_What you need to do:_ Among the entries below, count the lines where the string "with" occurs, and give only the number.
-=-=-
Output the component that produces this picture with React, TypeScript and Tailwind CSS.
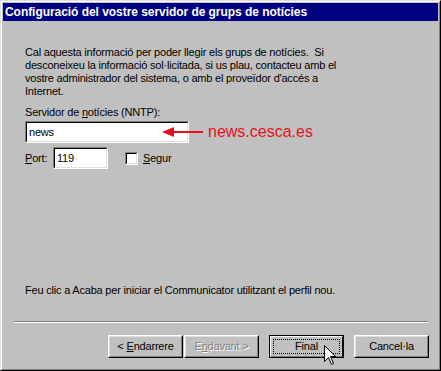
import React from "react";

const Sunken = ({ className = "", children }: { className?: string; children?: React.ReactNode }) => (
  <div className={`border border-t-[#808080] border-l-[#808080] border-r-white border-b-white ${className}`}>
    <div className="w-full h-full border border-t-black border-l-black border-r-[#dfdfdf] border-b-[#dfdfdf] bg-white flex items-center">
      {children}
    </div>
  </div>
);

const Btn = ({ children, disabled = false }: { children: React.ReactNode; disabled?: boolean }) => (
  <div className="w-[75px] h-[23px] border border-t-white border-l-white border-r-black border-b-black">
    <div
      className={`w-full h-full border border-t-[#dfdfdf] border-l-[#dfdfdf] border-r-[#808080] border-b-[#808080] flex items-center justify-center ${
        disabled ? "text-[#808080] [text-shadow:1px_1px_0_#ffffff]" : "text-black"
      }`}
    >
      {children}
    </div>
  </div>
);

export default function App() {
  return (
    <div
      className="w-[441px] h-[371px] relative overflow-hidden text-[11px] leading-[13px] text-black tracking-[-0.2px]"
      style={{ fontFamily: '"Liberation Sans", Arial, sans-serif' }}
    >
      <div className="w-full h-full border border-t-[#dfdfdf] border-l-[#dfdfdf] border-r-black border-b-black">
        <div className="w-full h-full border border-t-white border-l-white border-r-[#808080] border-b-[#808080] bg-[#c0c0c0] p-px flex flex-col">
          <div className="h-[18px] bg-[#000080] text-white font-bold text-[12px] pl-[2px] flex items-center tracking-[-0.05px]">
            Configuració del vostre servidor de grups de notícies
          </div>

          <div className="pl-[22px] mt-[25px]">
            Cal aquesta informació per poder llegir els grups de notícies.&nbsp; Si
            <br />
            desconeixeu la informació sol·licitada, si us plau, contacteu amb el
            <br />
            vostre administrador del sistema, o amb el proveïdor d'accés a
            <br />
            Internet.
          </div>

          <div className="pl-[22px] mt-[8px]">
            Servidor de <span className="underline">n</span>otícies (NNTP):
          </div>

          <div className="pl-[22px] mt-[2px] relative flex items-center">
            <Sunken className="w-[164px] h-[22px]">
              <span className="pl-[2px]">news</span>
            </Sunken>
            <svg className="absolute left-[159px] top-[6px]" width="42" height="10" viewBox="0 0 42 10">
              <polygon points="0,5 12,0 12,10" fill="#e0141e" />
              <rect x="11" y="4" width="30" height="2" fill="#e0141e" />
            </svg>
            <span className="ml-[19px] text-[16px] leading-[18px] tracking-normal text-[#e5141c]">news.cesca.es</span>
          </div>

          <div className="pl-[22px] mt-[4px] flex items-center">
            <span className="w-[28px]">
              <span className="underline">P</span>ort:
            </span>
            <Sunken className="w-[55px] h-[22px]">
              <span className="pl-[2px]">119</span>
            </Sunken>
            <div className="ml-[17px] w-[13px] h-[13px] border border-t-[#808080] border-l-[#808080] border-r-white border-b-white">
              <div className="w-full h-full border border-t-black border-l-black border-r-[#dfdfdf] border-b-[#dfdfdf] bg-white" />
            </div>
            <span className="ml-[5px]">
              <span className="underline">S</span>egur
            </span>
          </div>

          <div className="pl-[22px] mt-[115px]">
            Feu clic a Acaba per iniciar el Communicator utilitzant el perfil nou.
          </div>

          <div className="ml-[11px] w-[414px] mt-[24px] border-t border-t-[#808080] border-b border-b-white" />

          <div className="mt-[12px] flex items-center pl-[105px]">
            <Btn>
              &lt; <span className="underline ml-[3px]">E</span>ndarrere
            </Btn>
            <div className="ml-[1px]">
              <Btn disabled>
                E<span className="underline">n</span>davant &gt;
              </Btn>
            </div>
            <div className="ml-[10px] w-[75px] h-[23px] border border-black">
              <div className="w-full h-full border border-t-white border-l-white border-r-black border-b-[#808080] p-[2px]">
                <div className="w-full h-full border border-dotted border-black flex items-center justify-center">
                  Final
                </div>
              </div>
            </div>
            <div className="ml-[10px]">
              <Btn>Cancel·la</Btn>
            </div>
          </div>
        </div>
      </div>

      <svg className="absolute left-[324px] top-[345px]" width="13" height="20" viewBox="0 0 13 20">
        <path d="M0.5 0.5 L0.5 16.5 L4.5 12.5 L7.5 19.5 L9.5 18.5 L6.5 11.5 L11.5 11.5 Z" fill="#ffffff" stroke="#000000" strokeWidth="1" />
      </svg>
    </div>
  );
}
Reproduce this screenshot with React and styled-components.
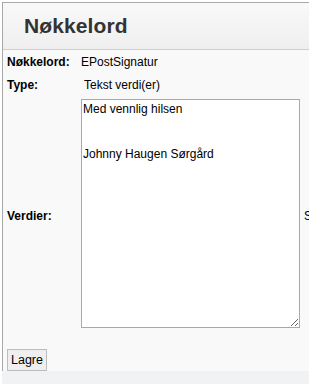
-=-=-
_Solved exercise:_ 2